Prandelli è contento. I primi giorni di allenamento, nonostante i tanti problemi legati ai tamponi e al Coronavirus, sono stati buoni. Cesare è tornato a Firenze in punta di piedi ma anche usando concetti forti e chiari con la squadra e con i suoi leader. Si è già cominciato a lavorare sul modulo, quel 4-3-3 facilmente trasformabile in 4-2-3-1 a seconda delle partite e degli avversari. Quel modulo che, nella sua prima avventura in viola, gli aveva regalato tanti successi e tanti applausi. Chissà che Pulgar non possa essere il Donadel della situazione, che Callejon non faccia il Santana e che Castrovilli non diventi il Mutu di quei tempi. Lo vedremo, fare paragoni è assolutamente difficile. Ma questa rosa, questa squadra, non è molto più debole della prima Fiorentina di Prandelli, che vedeva spesso titolari anche calciatori appunto come Donadel, come Pazienza, come Potenza, come Brocchi. Buoni giocatori, non fenomeni.

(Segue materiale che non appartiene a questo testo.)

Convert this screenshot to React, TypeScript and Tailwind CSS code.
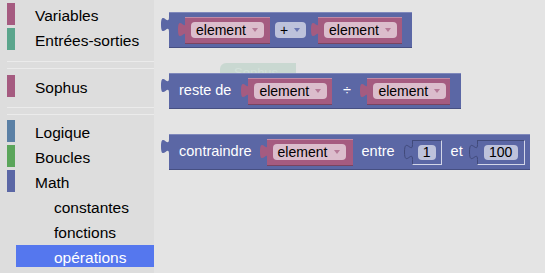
import React from "react";

const Tab = ({ fill, left = "left-[-8px]" }: { fill: string; left?: string }) => (
  <svg className={`absolute top-[4px] ${left}`} width="9" height="16" viewBox="0 0 9 16">
    <path d="M8,0 c0,10 -8,-8 -8,7.5 s8,-2.5 8,7.5 h1 v-15 z" fill={fill} />
  </svg>
);

const Arrow = ({ color }: { color: string }) => (
  <svg width="6" height="4" viewBox="0 0 6 4" className="shrink-0">
    <path d="M0,0 h6 l-3,4 z" fill={color} />
  </svg>
);

const Dropdown = ({ label, bg, arrow, w }: { label: string; bg: string; arrow: string; w: string }) => (
  <div className={`flex h-[16px] items-center justify-between rounded-[4px] pl-[5px] pr-[6px] text-[14px] leading-none text-black ${bg} ${w}`}>
    <span>{label}</span>
    <Arrow color={arrow} />
  </div>
);

const VarBlock = ({ className }: { className: string }) => (
  <div className={`relative flex h-[27px] items-center border-t border-b border-t-[#c08aa6] border-b-[#7a4460] bg-[#a55b80] pl-[6px] ${className}`}>
    <Tab fill="#a55b80" left="left-[-7px]" />
    <Dropdown label="element" bg="bg-[#dbbdcc]" arrow="#b57a97" w="w-[73px]" />
  </div>
);

const NumSlot = ({ value, w, fw }: { value: string; w: string; fw: string }) => (
  <div className={`relative flex h-[25px] items-center justify-center border border-t-[#414a7a] border-l-[#414a7a] border-r-[#d3d6e8] border-b-[#d3d6e8] bg-[#5b67a5] ${w}`}>
    <svg className="absolute left-[-9px] top-[3px]" width="9" height="17" viewBox="0 0 9 17">
      <path d="M8,0.5 c0,10 -7.5,-8 -7.5,7.5 s7.5,-2.5 7.5,7.5 h1 v-15 z" fill="#5b67a5" />
      <path d="M8.5,0.5 c0,10 -8,-8 -8,7.5 s8,-2.5 8,7.5" fill="none" stroke="#414a7a" strokeWidth="1" />
    </svg>
    <div className={`flex h-[15px] items-center justify-center rounded-[4px] bg-[#bdc2db] text-[14px] leading-none text-black ${fw}`}>
      {value}
    </div>
  </div>
);

const Block = ({ children }: { children: React.ReactNode }) => (
  <div className="relative flex h-[36px] items-center border-t border-b border-t-[#7f88bb] border-b-[#464f82] bg-[#5b67a5] text-[14.5px] text-white">
    <Tab fill="#5b67a5" />
    {children}
  </div>
);

const CatRow = ({ label, bar }: { label: string; bar: string }) => (
  <div className={`mb-[3px] ml-[7px] flex h-[22px] items-center border-l-[8px] pl-[20px] pt-[3px] text-[15.5px] text-black ${bar}`}>
    {label}
  </div>
);

const SubRow = ({ label, selected }: { label: string; selected?: boolean }) => (
  <div
    className={`mb-[3px] ml-[16px] flex h-[22px] items-center pl-[38px] pt-[3px] text-[15.5px] ${
      selected ? "bg-[#5577ee] text-white" : "text-black"
    }`}
  >
    {label}
  </div>
);

const Separator = ({ h }: { h: string }) => (
  <div className={`flex flex-col justify-center gap-[6px] pt-[2px] ${h}`}>
    <div className="ml-[7px] h-px bg-[#ebebeb]" />
    <div className="ml-[7px] h-px bg-[#ebebeb]" />
  </div>
);

const Sidebar = () => (
  <div className="flex h-full w-[154px] shrink-0 flex-col bg-[#dddddd] pt-[3px]">
    <CatRow label="Variables" bar="border-[#a55b80]" />
    <CatRow label="Entrées-sorties" bar="border-[#5ba58c]" />
    <Separator h="h-[22px]" />
    <CatRow label="Sophus" bar="border-[#a55b80]" />
    <Separator h="h-[20px]" />
    <CatRow label="Logique" bar="border-[#5b80a5]" />
    <CatRow label="Boucles" bar="border-[#5ba55b]" />
    <CatRow label="Math" bar="border-[#5b67a5]" />
    <SubRow label="constantes" />
    <SubRow label="fonctions" />
    <SubRow label="opérations" selected />
  </div>
);

const Workspace = () => (
  <div className="relative flex flex-1 flex-col items-start gap-[25px] bg-[#e4e4e4] pl-[15px] pt-[12px]">
    {/* faded block peeking out behind "reste de" */}
    <div className="absolute left-[66px] top-[63px] flex h-[14px] w-[76px] items-start rounded-tl-[6px] bg-[#c9d8d1] pl-[14px] pt-[3px] text-[13px] leading-none text-[#d4e1db]">
      Sophus
    </div>

    <Block>
      <VarBlock className="ml-[16px] w-[85px]" />
      <div className="ml-[5px]">
        <Dropdown label="+" bg="bg-[#bdc2db]" arrow="#6a76b2" w="w-[31px]" />
      </div>
      <VarBlock className="ml-[12px] w-[84px]" />
      <div className="w-[10px]" />
    </Block>

    <Block>
      <span className="ml-[10px]">reste de</span>
      <VarBlock className="ml-[17px] w-[84px]" />
      <span className="w-[29px] text-center">÷</span>
      <VarBlock className="ml-[6px] w-[83px]" />
      <div className="w-[11px]" />
    </Block>

    <Block>
      <span className="ml-[10px]">contraindre</span>
      <VarBlock className="ml-[15px] w-[86px]" />
      <span className="ml-[9px]">entre</span>
      <div className="ml-[17px]">
        <NumSlot value="1" w="w-[30px]" fw="w-[18px]" />
      </div>
      <span className="ml-[9px]">et</span>
      <div className="ml-[14px]">
        <NumSlot value="100" w="w-[48px]" fw="w-[34px]" />
      </div>
      <div className="w-[5px]" />
    </Block>
  </div>
);

export default function App() {
  return (
    <div className="flex h-[273px] w-[545px] overflow-hidden font-['Liberation_Sans',Arial,sans-serif]">
      <Sidebar />
      <Workspace />
    </div>
  );
}
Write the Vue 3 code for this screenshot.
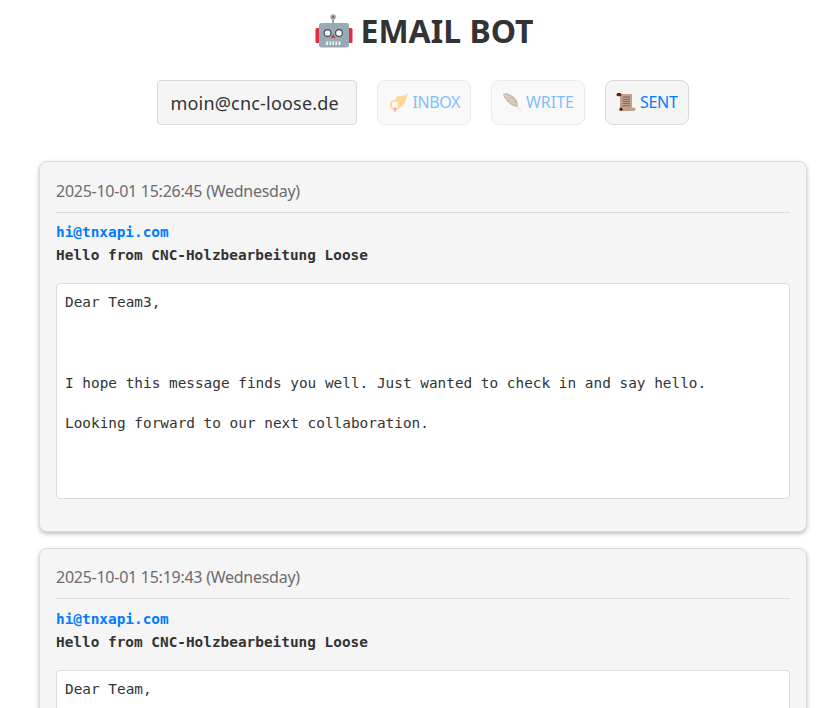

La vera differenza, sicuramente, era data dall’attacco. Mutu, Toni, Gilardino, Pazzini, a quei tempi erano tanta roba. E oggi non ci sono. Proprio per questo Prandelli sta pensando ad una squadra che sposti il baricentro più in avanti, che aiuti maggiormente gli attaccanti. Non potrà fare miracoli il buon Cesare ma sicuramente questi dieci giorni di lavoro potranno servire per cominciare già a vedere qualcosa di diverso. Anche perché i test fisici hanno dimostrato che la squadra sta bene, che lo staff di Iachini aveva lavorato bene dal punto di vista della condizione atletica. La squadra corre e fisicamente è in forma. Una buona base di partenza perché grazie a questi risultati Prandelli ha potuto, fin da subito, lavorare sulla tattica e sulla tecnica individuale. Intanto, oltre alla collaborazione con la dirigenza, il filo diretto tra il nuovo allenatore viola e il presidente Commisso è costante. Praticamente giornaliero. E la sensazione, conoscendo le due sensibilità, è che possa nascere un grande feeling. E che magari Prandelli possa riuscire in quello che i predecessori non sono riusciti: far capire, nel più breve tempo possibile, al buon Rocco i meccanismi non facili del calcio italiano. E la possibilità, fin da subito, di diluire il gap con le grandi. Partendo, innanzitutto, da un progetto tecnico che torni a pensare in primis alla bellezza del gioco, al reparto offensivo, a quel divertimento che a Firenze manca dai tempi del primo Montella. Cesare può avere la chiave per arrivare a questo in breve tempo. Anche senza pubblico, puntando soprattutto sulle motivazioni di un gruppo che ha dato sicuramente meno rispetto all’effettivo valore. Questa volta, un po’ per tutti, c’è gran voglia di tornare in campo. E di vedere, di capire già, a che punto siamo.